An intriguing article in Slate posits that the new search technologies unleashed by Google Book Search may expose plagiarisms that occurred in the past and were never detected. It gives an example: a 1899 essay by England Howlett which copied a 1892 book by a well-known author.
Most interesting to me was this report, which indicates how unlikely accidental plagiarism is, even for a simple sentence:
But wait, you might ask, don’t people accidentally repeat each other’s sentences all the time? It seems to me that this should not be unusual. Yet try plugging that last sentence word by word into Google Book Search, and watch what happens.

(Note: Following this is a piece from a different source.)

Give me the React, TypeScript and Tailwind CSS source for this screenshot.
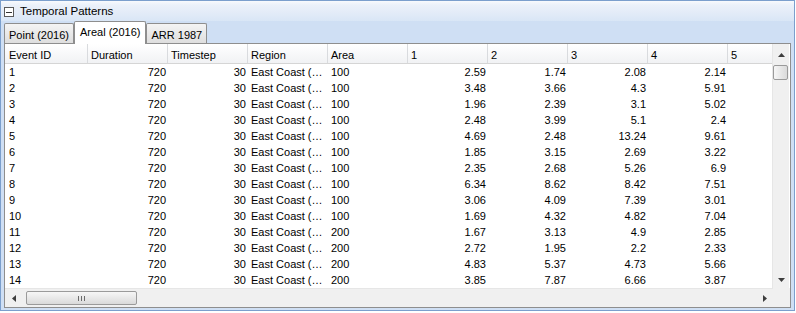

It: Rejected—too many hits to count
It seems: 11,160,000 matches
It seems to: 3,050,000
It seems to me: 1,580,000
It seems to me that: 844,000
It seems to me that this: 29,700
It seems to me that this should: 237
It seems to me that this should not: 20
It seems to me that this should not be: 9
It seems to me that this should not be unusual: 0
It seems to me that this should not be unusual is itself … unusual.
Google Book Search contains hundreds of millions of printed pages, and yet after just a few words, the likelihood of the sentence’s replication scales down dramatically. And even before our sentence implodes into utter improbability, there’s another telling phenomenon at work. The nine books that contain the penultimate It seems to me that this should not be are from a grab bag of subjects: a 2001 study of Freud, an 1874 collection of Methodist camp sermons, minutes from a 1973 hearing of the Senate subcommittee on transportation. So, if replicating the same sentence alone is suspicious behavior, then to also replicate it on the same subject warrants dialing 911.